Set Up Slack Alerts for API Breaking Changes
You shouldn't have to check a dashboard to find out if a critical API changed. When a breaking change happens, your team should know immediately — in the channel where they're already working.
This tutorial shows you how to connect Rumbliq to Slack so your team gets an instant notification the moment a monitored API changes its schema. We'll also cover how to use Rumbliq's outbound webhooks for custom integrations with PagerDuty, Discord, Microsoft Teams, or any endpoint that accepts HTTP POST requests.
Prerequisites
- A Rumbliq account with at least one monitor set up
- A Slack workspace where you want to receive alerts
- Slack admin permissions to create an incoming webhook (or ask your Slack admin)

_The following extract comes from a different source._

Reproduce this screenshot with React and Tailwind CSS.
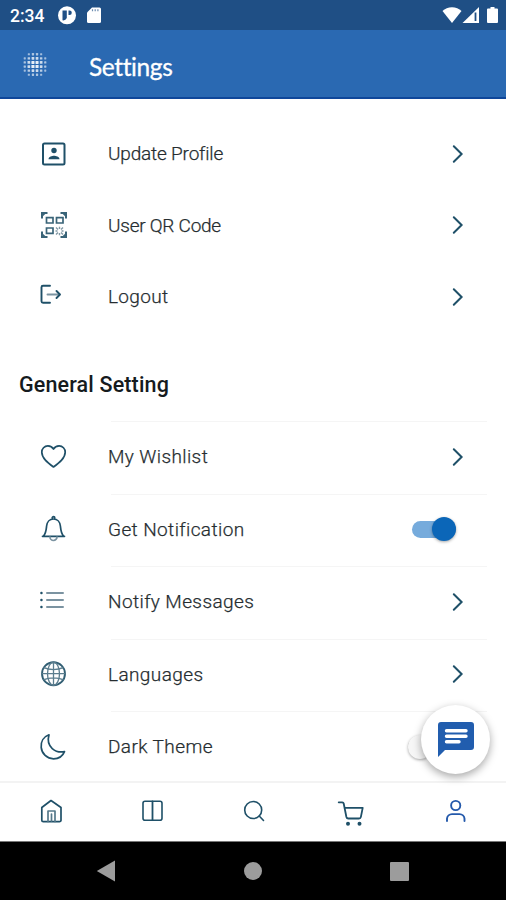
import { useState } from 'react';

const INK = '#1f5068';
const INK_SOFT = '#7b93a1';

function Glyph({ children, color = INK, size = 30, width = 1.7 }) {
  return (
    <svg
      width={size}
      height={size}
      viewBox={`0 0 ${size} ${size}`}
      fill="none"
      stroke={color}
      strokeWidth={width}
      strokeLinecap="round"
      strokeLinejoin="round"
      className="block shrink-0 overflow-visible"
    >
      {children}
    </svg>
  );
}

const ProfileIcon = () => (
  <Glyph width={2}>
    <rect x="4" y="4.5" width="21.5" height="21" rx="1.5" />
    <g fill={INK} stroke="none">
      <circle cx="15" cy="11.5" r="2.7" />
      <path d="M9.500 20.300c0-2.600 3.700-3.500 5.500-3.500s5.500.9 5.500 3.500z" />
    </g>
  </Glyph>
);

const QrIcon = () => (
  <Glyph width={1.7} color="#3a6478">
    <g strokeLinecap="butt" strokeLinejoin="miter">
      <path d="M3 8.500V3h5.500M21.500 3H27v5.500M27 21.500V27h-5.500M8.500 27H3v-5.500" strokeWidth="2" />
      <path d="M3 24v3h3zM24 27h3v-3zM3 6V3h3zM24 3h3v3z" />
      <path d="M7.500 7.700h6.500v5.300H7.500zM17.500 7.700H24v5.300h-6.500zM7.500 18H14v5.300H7.500z" />
      <path d="m17 17.500 2 2M20.500 16.800v2.200M24 17.500l-2 2M16.500 21h2M22.500 21h2M17 24.500l2-2M20.500 23v2.200M24 24.500l-2-2" stroke="#8299a5" strokeWidth="1.400" />
    </g>
  </Glyph>
);

const LogoutIcon = () => (
  <Glyph width={1.900}>
    <path d="M11 3.800H4A1.500 1.500 0 0 0 2.500 5.300v13.900A1.500 1.500 0 0 0 4 20.700h7" />
    <path d="M8.500 12.500H20" stroke={INK_SOFT} />
    <path d="m17.500 9 3.500 3.500-3.500 3.500" />
  </Glyph>
);

const HeartIcon = () => (
  <Glyph>
    <path d="M14.500 25C8.500 20.500 2.800 16 2.800 10.200a6.100 6.100 0 0 1 6.100-6.300c2.500 0 4.500 1.300 5.600 3.200 1.100-1.900 3.100-3.200 5.600-3.200a6.100 6.100 0 0 1 6.100 6.300c0 5.800-5.700 10.300-11.700 14.800z" />
  </Glyph>
);

const BellIcon = () => (
  <Glyph>
    <path d="M3.500 22.300h22M4.500 22c2.600-3 2.700-6 3.100-10 .4-4 3-7 6.900-7s6.500 3 6.900 7c.4 4 .5 7 3.100 10M13.200 4a1.300 1.300 0 0 1 2.600 0" />
    <path d="M11 23a3.500 3.500 0 0 0 7 0" stroke={INK_SOFT} />
  </Glyph>
);

const ListIcon = () => (
  <Glyph>
    <path d="M8 6h16M8 13h16M8 20h16" stroke={INK_SOFT} strokeWidth="2" />
    <path d="M2.400 6h.1M2.400 13h.1M2.400 20h.1" strokeWidth="2.400" />
  </Glyph>
);

const GlobeIcon = () => (
  <Glyph width={1.300} color="#5b7d8e">
    <circle cx="14.500" cy="14.700" r="11.500" strokeWidth="1.900" stroke="#315e73" />
    <ellipse cx="14.500" cy="14.700" rx="6" ry="11.500" />
    <path d="M14.500 3.200v23M3 14.700h23M5 8.700c5 2.500 14 2.500 19 0M5 20.700c5-2.500 14-2.500 19 0" />
  </Glyph>
);

const MoonIcon = () => (
  <Glyph>
    <path d="M10 2.800C4.500 4.800 1.700 9.800 2.200 15.300 2.800 21.800 8 26.800 14.500 26.800c4.800 0 9.200-2.800 11-7.200-8.500 1.700-19-4.300-15.500-16.800z" />
  </Glyph>
);

const HomeIcon = ({ color }) => (
  <Glyph color={color}>
    <path d="M5.800 10.500 15 3.500l10 7v12.700a1.500 1.500 0 0 1-1.500 1.500H7.300a1.500 1.500 0 0 1-1.500-1.500z" />
    <path d="M12 24.500V14h7v10.500M15.500 17v7" stroke="#56798a" />
  </Glyph>
);

const ColumnsIcon = ({ color }) => (
  <Glyph color={color} width={1.600}>
    <rect x="6" y="4.200" width="19" height="19" rx="2" />
    <path d="M15.500 4.500v18.500" strokeWidth="1.800" />
  </Glyph>
);

const SearchIcon = ({ color }) => (
  <Glyph color={color} width={1.600}>
    <circle cx="15.200" cy="13" r="8.500" />
    <path d="m21.200 19 4.300 4.500" />
  </Glyph>
);

const CartIcon = ({ color }) => (
  <Glyph color={color} width={1.800}>
    <path d="M-.3 5.300h3.500a1.500 1.500 0 0 1 1.500 1.200l2.700 13.500a2 2 0 0 0 2 1.500h10.500a2 2 0 0 0 2-1.600l1.800-9H5.500" />
    <circle cx="9" cy="26.700" r="1.100" fill={color} />
    <circle cx="20.500" cy="26.700" r="1.100" fill={color} />
  </Glyph>
);

const UserIcon = ({ color }) => (
  <Glyph color={color} width={1.900}>
    <circle cx="15.700" cy="8.500" r="4.600" />
    <path d="M7 24v-2.300a5 5 0 0 1 5-4.600h7.500a5 5 0 0 1 5 4.600V24" />
  </Glyph>
);

const Chevron = () => (
  <svg width="12" height="20" viewBox="0 0 12 20" fill="none" stroke={INK} strokeWidth="2" strokeLinecap="round" className="mr-[42px] block">
    <path d="m1.800 2.200 7.800 7.800-7.800 7.800" />
  </svg>
);

const accountItems = [
  { label: 'Update Profile', icon: ProfileIcon, tracking: 'tracking-[-0.18px]' },
  { label: 'User QR Code', icon: QrIcon, tracking: 'tracking-[-0.25px]' },
  { label: 'Logout', icon: LogoutIcon, tracking: 'tracking-[0.35px]' },
];

const generalItems = [
  { label: 'My Wishlist', icon: HeartIcon },
  { label: 'Get Notification', icon: BellIcon, toggle: 'notify' },
  { label: 'Notify Messages', icon: ListIcon },
  { label: 'Languages', icon: GlobeIcon },
  { label: 'Dark Theme', icon: MoonIcon, toggle: 'dark' },
];

const tabs = [HomeIcon, ColumnsIcon, SearchIcon, CartIcon, UserIcon];

function Toggle({ on, onClick }) {
  return (
    <button
      onClick={onClick}
      className={`mr-[50px] flex h-6 items-center ${on ? 'w-[44px] justify-end' : 'w-[48px] justify-start'}`}
    >
      <span className={`flex h-[17px] w-full items-center rounded-full ${on ? 'justify-end bg-[#76abdc]' : 'justify-start bg-[#c8c8c8]'}`}>
        <span className={`size-[24px] shrink-0 rounded-full shadow-[0_1px_3px_rgba(0,0,0,0.35)] ${on ? 'bg-[#0b66b8]' : 'bg-[#f6f6f6]'}`} />
      </span>
    </button>
  );
}

function Row({ item, children }) {
  const Icon = item.icon;
  return (
    <>
      <div className="flex w-[108px] pl-[39px]">
        <Icon />
      </div>
      <span className={`flex-1 pt-px text-[19px] font-light leading-6 text-[#262d30] [-webkit-text-stroke:0.25px_#262d30] ${item.tracking || 'tracking-[0.4px]'}`}>
        {item.label}
      </span>
      {children || <Chevron />}
    </>
  );
}

function StatusBar() {
  return (
    <div className="flex h-[30px] shrink-0 items-center bg-[#1f4f85] pl-[10px] pr-[8px] text-white">
      <span className="w-[47px] pt-[3px] text-[17.5px] font-medium leading-none">2:34</span>
      <svg width="20" height="20" viewBox="0 0 20 20" className="block">
        <circle cx="10" cy="10.300" r="9" fill="#fff" />
        <path d="M5.500 5.500h4.300v7.500a4 4 0 0 1-4.300 2.300zM11.500 5.500h1a2.300 2.300 0 0 1 0 4.600h-1z" fill="#1f4f85" />
      </svg>
      <svg width="16" height="18" viewBox="0 0 16 18" fill="#fff" className="ml-[9px] block">
        <path d="M6 1.500h7.500A1.500 1.500 0 0 1 15 3v12.500a1.500 1.500 0 0 1-1.500 1.500h-11A1.500 1.500 0 0 1 1 15.500V6.500z" />
        <path d="M6.500 3.200v2M9.200 3.200v2M11.900 3.200v2" stroke="#6c8cb0" strokeWidth="1.200" />
      </svg>
      <div className="flex-1" />
      <svg width="56" height="18" viewBox="0 0 56 18" fill="#fff" className="block">
        <path d="M.5 5C5-.1 15-.1 19.500 5L10 17z" />
        <path d="M37 1v16H20.500z" />
        <path d="M33.500 6.500v8.500" stroke="#1f4f85" strokeWidth="1.800" />
        <path d="M48.500 1h4v1.500H55a1 1 0 0 1 1 1V16a1 1 0 0 1-1 1h-9a1 1 0 0 1-1-1V3.500a1 1 0 0 1 1-1h2.500z" />
      </svg>
    </div>
  );
}

// 6x6 grid of dots that fades out to a round edge
function DotLogo() {
  const steps = [-2.5, -1.5, -0.5, 0.5, 1.5, 2.5];
  const dots = [];
  steps.forEach((r) => {
    steps.forEach((c) => {
      const d = Math.hypot(r, c);
      if (d < 3.2) dots.push({ x: 12 + c * 4.1, y: 12.5 + r * 4.1, s: 3.4 - d * 0.45, o: 1 - d * 0.15 });
    });
  });
  return (
    <svg width="24" height="24" viewBox="0 0 24 24" fill="#fff" className="block overflow-visible">
      {dots.map((p, i) => (
        <rect key={i} x={p.x - p.s / 2} y={p.y - p.s / 2} width={p.s} height={p.s} rx="0.4" opacity={p.o} />
      ))}
    </svg>
  );
}

export default function App() {
  const [toggles, setToggles] = useState({ notify: true, dark: false });
  const flip = (key) => setToggles((t) => ({ ...t, [key]: !t[key] }));

  return (
    <div className="relative flex h-[900px] w-[506px] flex-col overflow-hidden bg-white font-['Roboto',sans-serif]">
      <StatusBar />

      {/* HEADER */}
      <header className="flex h-[69px] shrink-0 items-center border-b-2 border-[#0f479a] bg-[#2a69b2] pl-[23px]">
        <DotLogo />
        <h1 className="ml-[42px] mt-[7px] font-['Lato',sans-serif] text-[24.5px] leading-none tracking-[-0.4px] text-white [-webkit-text-stroke:0.3px_white]">
          Settings
        </h1>
      </header>

      {/* LIST */}
      <main className="min-h-0 flex-1 overflow-hidden pt-[19px]">
        {accountItems.map((item) => (
          <div key={item.label} className="flex h-[71.5px] items-center">
            <Row item={item} />
          </div>
        ))}

        <h2 className="flex h-[88.5px] items-center pl-[19px] pt-[16px] text-[21.5px] font-medium leading-7 tracking-[0.15px] text-[#151b1e]">
          General Setting
        </h2>

        {generalItems.map((item) => (
          <div key={item.label} className="h-[72.5px]">
            <div className="ml-[111px] mr-[19px] h-px bg-[#f5f5f5]" />
            <div className="flex h-[69px] items-center">
              <Row item={item}>
                {item.toggle && <Toggle on={toggles[item.toggle]} onClick={() => flip(item.toggle)} />}
              </Row>
            </div>
          </div>
        ))}
      </main>

      {/* TABS */}
      <nav className="grid h-[60px] shrink-0 grid-cols-5 border-t-2 border-[#f3f3f3] bg-white">
        {tabs.map((Icon, i) => (
          <button key={i} className="flex items-center justify-center">
            <Icon color={i === 4 ? '#2459ab' : INK} />
          </button>
        ))}
      </nav>

      {/* SYSTEM BAR */}
      <div className="flex h-[59px] shrink-0 items-center justify-between border-t border-[#777] bg-black pl-[96px] pr-[97px]">
        <svg width="20" height="22" viewBox="0 0 20 22" fill="#9c9c9c">
          <path d="M19 .5v21L.8 11z" />
        </svg>
        <span className="size-[18px] rounded-full bg-[#9c9c9c]" />
        <span className="size-[19px] rounded-[1px] bg-[#9c9c9c]" />
      </div>

      {/* CHAT BUTTON */}
      <button className="absolute left-[421px] top-[705px] flex size-[69px] items-center justify-center rounded-full bg-white shadow-[0_3px_8px_rgba(0,0,0,0.35)]">
        <svg width="36" height="36" viewBox="0 0 36 36" className="block">
          <path d="M3 0h30a3 3 0 0 1 3 3v22a3 3 0 0 1-3 3H7l-7 7V3a3 3 0 0 1 3-3z" fill="#215dae" />
          <path d="M8.500 8.700h19.500M8.500 14.200h19.500M8.500 19.700h12.500" stroke="#fff" strokeWidth="3.400" strokeLinecap="round" />
        </svg>
      </button>
    </div>
  );
}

Part 1: Configure Slack Alerts in Rumbliq
Step 1: Create a Slack Incoming Webhook
First, create the webhook in Slack:
- Go to api.slack.com/apps and click Create New App
- Choose From scratch, name it
Rumbliq Alerts, select your workspace - In the left sidebar, click Incoming Webhooks
- Toggle Activate Incoming Webhooks to On
- Click Add New Webhook to Workspace
- Choose the channel where you want alerts (e.g.,
#api-alertsor#engineering) - Click Allow
- Copy the webhook URL — it looks like:
https://hooks.slack.com/services/T00000000/B00000000/XXXXXXXXXXXXXXXXXXXXXXXX
Tip: Create a dedicated
#api-drift-alertschannel. This keeps API change notifications organized and searchable, separate from general engineering chat.
Step 2: Add the Alert in Rumbliq
- Log in to rumbliq.com
- Click Alerts in the left sidebar
- Click New Alert
- Choose Slack as the destination type
- Paste your Slack webhook URL
- Give it a name:
Slack - #api-alerts
Step 3: Configure Alert Severity
Choose which types of changes should trigger the alert:
| Severity | What triggers it |
|---|---|
| Breaking changes | Required fields removed, field types changed, endpoints returning errors |
| Non-breaking changes | New optional fields added, response structure additions |
| Monitor errors | Endpoint unreachable, auth failures, timeout |
For a high-traffic #api-alerts channel, we recommend enabling all three. For a narrower #incidents channel, enable only breaking changes and errors.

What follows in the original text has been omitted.